— WHAT TO PRODUCE —
Transcribe each line of the material as it is, and drop any picture.
● ● ● ● ●
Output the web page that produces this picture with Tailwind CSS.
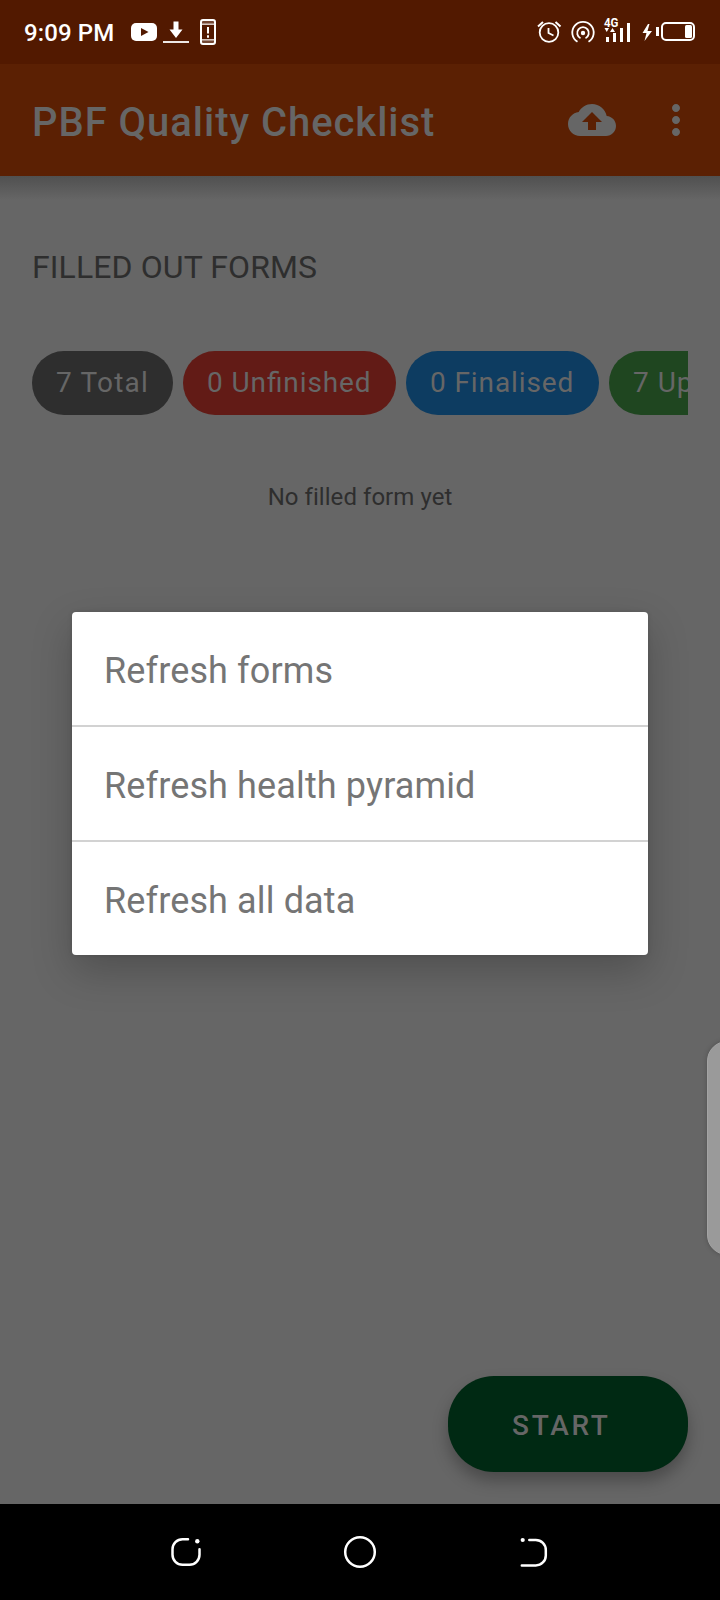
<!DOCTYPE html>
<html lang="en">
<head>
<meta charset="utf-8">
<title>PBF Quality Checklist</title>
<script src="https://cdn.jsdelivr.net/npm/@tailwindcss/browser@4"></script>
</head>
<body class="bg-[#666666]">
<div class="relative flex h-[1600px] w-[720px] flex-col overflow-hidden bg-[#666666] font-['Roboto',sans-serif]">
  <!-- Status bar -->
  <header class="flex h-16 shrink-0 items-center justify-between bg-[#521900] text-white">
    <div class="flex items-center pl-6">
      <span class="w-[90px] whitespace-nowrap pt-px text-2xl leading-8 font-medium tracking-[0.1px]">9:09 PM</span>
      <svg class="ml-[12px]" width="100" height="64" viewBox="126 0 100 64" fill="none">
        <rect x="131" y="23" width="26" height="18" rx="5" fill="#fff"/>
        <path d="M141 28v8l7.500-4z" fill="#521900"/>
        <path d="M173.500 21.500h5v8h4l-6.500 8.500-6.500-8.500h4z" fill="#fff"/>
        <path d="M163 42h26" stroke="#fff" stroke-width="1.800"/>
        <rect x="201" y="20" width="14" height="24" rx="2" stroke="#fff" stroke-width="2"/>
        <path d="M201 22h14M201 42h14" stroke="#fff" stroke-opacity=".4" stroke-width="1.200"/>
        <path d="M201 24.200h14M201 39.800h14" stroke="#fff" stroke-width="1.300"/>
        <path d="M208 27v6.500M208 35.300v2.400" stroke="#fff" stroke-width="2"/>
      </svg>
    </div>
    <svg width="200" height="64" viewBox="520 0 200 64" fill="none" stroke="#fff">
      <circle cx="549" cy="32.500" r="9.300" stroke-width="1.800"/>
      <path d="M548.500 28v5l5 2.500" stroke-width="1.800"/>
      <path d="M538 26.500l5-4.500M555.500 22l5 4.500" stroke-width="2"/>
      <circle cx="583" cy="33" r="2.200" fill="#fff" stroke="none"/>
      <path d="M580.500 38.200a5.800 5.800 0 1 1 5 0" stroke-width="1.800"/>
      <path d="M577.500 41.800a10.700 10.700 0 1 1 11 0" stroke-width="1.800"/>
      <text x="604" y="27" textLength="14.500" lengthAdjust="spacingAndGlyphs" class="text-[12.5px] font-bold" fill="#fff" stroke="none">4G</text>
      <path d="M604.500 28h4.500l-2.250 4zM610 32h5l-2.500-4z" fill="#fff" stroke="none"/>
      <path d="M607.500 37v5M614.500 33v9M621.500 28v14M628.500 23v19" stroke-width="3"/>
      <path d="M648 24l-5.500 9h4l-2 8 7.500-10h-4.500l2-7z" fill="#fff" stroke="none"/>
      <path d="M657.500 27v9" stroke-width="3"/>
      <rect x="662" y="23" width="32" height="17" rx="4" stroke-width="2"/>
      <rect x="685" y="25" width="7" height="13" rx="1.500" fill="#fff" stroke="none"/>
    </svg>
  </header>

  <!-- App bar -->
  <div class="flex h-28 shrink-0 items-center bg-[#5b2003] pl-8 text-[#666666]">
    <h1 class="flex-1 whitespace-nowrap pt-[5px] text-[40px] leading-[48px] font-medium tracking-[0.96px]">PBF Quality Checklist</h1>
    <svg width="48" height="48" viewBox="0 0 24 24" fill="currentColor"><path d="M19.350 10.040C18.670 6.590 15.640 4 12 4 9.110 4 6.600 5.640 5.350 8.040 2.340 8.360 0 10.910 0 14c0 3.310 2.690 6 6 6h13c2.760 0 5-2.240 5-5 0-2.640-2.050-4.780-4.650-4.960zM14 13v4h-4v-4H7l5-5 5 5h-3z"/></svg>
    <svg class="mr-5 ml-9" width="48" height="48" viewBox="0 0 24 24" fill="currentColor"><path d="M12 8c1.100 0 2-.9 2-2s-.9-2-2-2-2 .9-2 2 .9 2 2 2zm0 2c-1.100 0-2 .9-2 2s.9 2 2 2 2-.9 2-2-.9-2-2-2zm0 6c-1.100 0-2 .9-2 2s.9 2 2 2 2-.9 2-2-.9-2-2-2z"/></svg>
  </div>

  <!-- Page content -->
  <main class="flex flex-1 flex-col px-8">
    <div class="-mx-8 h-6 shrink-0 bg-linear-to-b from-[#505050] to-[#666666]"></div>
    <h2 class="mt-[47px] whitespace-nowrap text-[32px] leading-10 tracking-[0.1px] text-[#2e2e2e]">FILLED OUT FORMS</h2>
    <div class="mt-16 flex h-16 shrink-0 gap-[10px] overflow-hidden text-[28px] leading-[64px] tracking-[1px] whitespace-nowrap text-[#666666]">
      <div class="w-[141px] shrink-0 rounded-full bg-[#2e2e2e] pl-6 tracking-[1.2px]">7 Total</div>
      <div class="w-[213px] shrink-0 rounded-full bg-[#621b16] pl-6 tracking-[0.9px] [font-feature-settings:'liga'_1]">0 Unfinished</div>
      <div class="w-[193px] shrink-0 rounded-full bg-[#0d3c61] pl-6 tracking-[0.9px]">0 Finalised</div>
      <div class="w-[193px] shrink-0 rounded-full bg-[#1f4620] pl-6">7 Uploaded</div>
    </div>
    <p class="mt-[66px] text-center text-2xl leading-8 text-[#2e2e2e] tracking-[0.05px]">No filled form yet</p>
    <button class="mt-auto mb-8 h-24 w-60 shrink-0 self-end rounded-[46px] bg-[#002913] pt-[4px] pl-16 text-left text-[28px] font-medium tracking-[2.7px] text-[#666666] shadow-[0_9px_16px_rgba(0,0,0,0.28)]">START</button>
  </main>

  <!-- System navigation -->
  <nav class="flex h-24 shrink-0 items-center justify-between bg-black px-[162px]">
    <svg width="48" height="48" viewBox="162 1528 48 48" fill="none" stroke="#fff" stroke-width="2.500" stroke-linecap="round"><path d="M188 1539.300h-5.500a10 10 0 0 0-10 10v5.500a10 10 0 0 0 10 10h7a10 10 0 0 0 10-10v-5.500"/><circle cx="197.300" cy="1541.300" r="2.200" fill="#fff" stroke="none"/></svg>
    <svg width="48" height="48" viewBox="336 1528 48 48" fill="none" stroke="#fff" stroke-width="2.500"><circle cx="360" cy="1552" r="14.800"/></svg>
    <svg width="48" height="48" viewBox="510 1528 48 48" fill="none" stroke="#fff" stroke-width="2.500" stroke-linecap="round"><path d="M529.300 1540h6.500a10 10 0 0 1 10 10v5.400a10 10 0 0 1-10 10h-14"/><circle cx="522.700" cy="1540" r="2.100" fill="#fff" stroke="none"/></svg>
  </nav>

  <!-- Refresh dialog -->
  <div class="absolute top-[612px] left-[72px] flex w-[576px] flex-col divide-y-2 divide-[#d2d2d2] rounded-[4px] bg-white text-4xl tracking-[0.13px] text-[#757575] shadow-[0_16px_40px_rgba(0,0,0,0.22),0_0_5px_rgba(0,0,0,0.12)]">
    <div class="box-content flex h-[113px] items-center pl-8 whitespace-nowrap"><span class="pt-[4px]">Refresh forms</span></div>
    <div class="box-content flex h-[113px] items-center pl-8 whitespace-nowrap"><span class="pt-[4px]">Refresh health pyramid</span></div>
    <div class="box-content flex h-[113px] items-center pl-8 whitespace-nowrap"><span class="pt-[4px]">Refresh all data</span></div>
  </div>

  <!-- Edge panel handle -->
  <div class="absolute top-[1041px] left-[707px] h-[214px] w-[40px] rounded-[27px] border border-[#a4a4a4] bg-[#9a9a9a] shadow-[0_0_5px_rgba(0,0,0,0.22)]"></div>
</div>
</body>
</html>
● ● ● ● ●
— TASK SOLUTION —
Output the web page that produces this picture with Tailwind CSS.
<!DOCTYPE html>
<html lang="en">
<head>
<meta charset="utf-8">
<title>PBF Quality Checklist</title>
<script src="https://cdn.jsdelivr.net/npm/@tailwindcss/browser@4"></script>
</head>
<body class="bg-[#666666]">
<div class="relative flex h-[1600px] w-[720px] flex-col overflow-hidden bg-[#666666] font-['Roboto',sans-serif]">
  <!-- Status bar -->
  <header class="flex h-16 shrink-0 items-center justify-between bg-[#521900] text-white">
    <div class="flex items-center pl-6">
      <span class="w-[90px] whitespace-nowrap pt-px text-2xl leading-8 font-medium tracking-[0.1px]">9:09 PM</span>
      <svg class="ml-[12px]" width="100" height="64" viewBox="126 0 100 64" fill="none">
        <rect x="131" y="23" width="26" height="18" rx="5" fill="#fff"/>
        <path d="M141 28v8l7.500-4z" fill="#521900"/>
        <path d="M173.500 21.500h5v8h4l-6.500 8.500-6.500-8.500h4z" fill="#fff"/>
        <path d="M163 42h26" stroke="#fff" stroke-width="1.800"/>
        <rect x="201" y="20" width="14" height="24" rx="2" stroke="#fff" stroke-width="2"/>
        <path d="M201 22h14M201 42h14" stroke="#fff" stroke-opacity=".4" stroke-width="1.200"/>
        <path d="M201 24.200h14M201 39.800h14" stroke="#fff" stroke-width="1.300"/>
        <path d="M208 27v6.500M208 35.300v2.400" stroke="#fff" stroke-width="2"/>
      </svg>
    </div>
    <svg width="200" height="64" viewBox="520 0 200 64" fill="none" stroke="#fff">
      <circle cx="549" cy="32.500" r="9.300" stroke-width="1.800"/>
      <path d="M548.500 28v5l5 2.500" stroke-width="1.800"/>
      <path d="M538 26.500l5-4.500M555.500 22l5 4.500" stroke-width="2"/>
      <circle cx="583" cy="33" r="2.200" fill="#fff" stroke="none"/>
      <path d="M580.500 38.200a5.800 5.800 0 1 1 5 0" stroke-width="1.800"/>
      <path d="M577.500 41.800a10.700 10.700 0 1 1 11 0" stroke-width="1.800"/>
      <text x="604" y="27" textLength="14.500" lengthAdjust="spacingAndGlyphs" class="text-[12.5px] font-bold" fill="#fff" stroke="none">4G</text>
      <path d="M604.500 28h4.500l-2.250 4zM610 32h5l-2.500-4z" fill="#fff" stroke="none"/>
      <path d="M607.500 37v5M614.500 33v9M621.500 28v14M628.500 23v19" stroke-width="3"/>
      <path d="M648 24l-5.500 9h4l-2 8 7.500-10h-4.500l2-7z" fill="#fff" stroke="none"/>
      <path d="M657.500 27v9" stroke-width="3"/>
      <rect x="662" y="23" width="32" height="17" rx="4" stroke-width="2"/>
      <rect x="685" y="25" width="7" height="13" rx="1.500" fill="#fff" stroke="none"/>
    </svg>
  </header>

  <!-- App bar -->
  <div class="flex h-28 shrink-0 items-center bg-[#5b2003] pl-8 text-[#666666]">
    <h1 class="flex-1 whitespace-nowrap pt-[5px] text-[40px] leading-[48px] font-medium tracking-[0.96px]">PBF Quality Checklist</h1>
    <svg width="48" height="48" viewBox="0 0 24 24" fill="currentColor"><path d="M19.350 10.040C18.670 6.590 15.640 4 12 4 9.110 4 6.600 5.640 5.350 8.040 2.340 8.360 0 10.910 0 14c0 3.310 2.690 6 6 6h13c2.760 0 5-2.240 5-5 0-2.640-2.050-4.780-4.650-4.960zM14 13v4h-4v-4H7l5-5 5 5h-3z"/></svg>
    <svg class="mr-5 ml-9" width="48" height="48" viewBox="0 0 24 24" fill="currentColor"><path d="M12 8c1.100 0 2-.9 2-2s-.9-2-2-2-2 .9-2 2 .9 2 2 2zm0 2c-1.100 0-2 .9-2 2s.9 2 2 2 2-.9 2-2-.9-2-2-2zm0 6c-1.100 0-2 .9-2 2s.9 2 2 2 2-.9 2-2-.9-2-2-2z"/></svg>
  </div>

  <!-- Page content -->
  <main class="flex flex-1 flex-col px-8">
    <div class="-mx-8 h-6 shrink-0 bg-linear-to-b from-[#505050] to-[#666666]"></div>
    <h2 class="mt-[47px] whitespace-nowrap text-[32px] leading-10 tracking-[0.1px] text-[#2e2e2e]">FILLED OUT FORMS</h2>
    <div class="mt-16 flex h-16 shrink-0 gap-[10px] overflow-hidden text-[28px] leading-[64px] tracking-[1px] whitespace-nowrap text-[#666666]">
      <div class="w-[141px] shrink-0 rounded-full bg-[#2e2e2e] pl-6 tracking-[1.2px]">7 Total</div>
      <div class="w-[213px] shrink-0 rounded-full bg-[#621b16] pl-6 tracking-[0.9px] [font-feature-settings:'liga'_1]">0 Unfinished</div>
      <div class="w-[193px] shrink-0 rounded-full bg-[#0d3c61] pl-6 tracking-[0.9px]">0 Finalised</div>
      <div class="w-[193px] shrink-0 rounded-full bg-[#1f4620] pl-6">7 Uploaded</div>
    </div>
    <p class="mt-[66px] text-center text-2xl leading-8 text-[#2e2e2e] tracking-[0.05px]">No filled form yet</p>
    <button class="mt-auto mb-8 h-24 w-60 shrink-0 self-end rounded-[46px] bg-[#002913] pt-[4px] pl-16 text-left text-[28px] font-medium tracking-[2.7px] text-[#666666] shadow-[0_9px_16px_rgba(0,0,0,0.28)]">START</button>
  </main>

  <!-- System navigation -->
  <nav class="flex h-24 shrink-0 items-center justify-between bg-black px-[162px]">
    <svg width="48" height="48" viewBox="162 1528 48 48" fill="none" stroke="#fff" stroke-width="2.500" stroke-linecap="round"><path d="M188 1539.300h-5.500a10 10 0 0 0-10 10v5.500a10 10 0 0 0 10 10h7a10 10 0 0 0 10-10v-5.500"/><circle cx="197.300" cy="1541.300" r="2.200" fill="#fff" stroke="none"/></svg>
    <svg width="48" height="48" viewBox="336 1528 48 48" fill="none" stroke="#fff" stroke-width="2.500"><circle cx="360" cy="1552" r="14.800"/></svg>
    <svg width="48" height="48" viewBox="510 1528 48 48" fill="none" stroke="#fff" stroke-width="2.500" stroke-linecap="round"><path d="M529.300 1540h6.500a10 10 0 0 1 10 10v5.400a10 10 0 0 1-10 10h-14"/><circle cx="522.700" cy="1540" r="2.100" fill="#fff" stroke="none"/></svg>
  </nav>

  <!-- Refresh dialog -->
  <div class="absolute top-[612px] left-[72px] flex w-[576px] flex-col divide-y-2 divide-[#d2d2d2] rounded-[4px] bg-white text-4xl tracking-[0.13px] text-[#757575] shadow-[0_16px_40px_rgba(0,0,0,0.22),0_0_5px_rgba(0,0,0,0.12)]">
    <div class="box-content flex h-[113px] items-center pl-8 whitespace-nowrap"><span class="pt-[4px]">Refresh forms</span></div>
    <div class="box-content flex h-[113px] items-center pl-8 whitespace-nowrap"><span class="pt-[4px]">Refresh health pyramid</span></div>
    <div class="box-content flex h-[113px] items-center pl-8 whitespace-nowrap"><span class="pt-[4px]">Refresh all data</span></div>
  </div>

  <!-- Edge panel handle -->
  <div class="absolute top-[1041px] left-[707px] h-[214px] w-[40px] rounded-[27px] border border-[#a4a4a4] bg-[#9a9a9a] shadow-[0_0_5px_rgba(0,0,0,0.22)]"></div>
</div>
</body>
</html>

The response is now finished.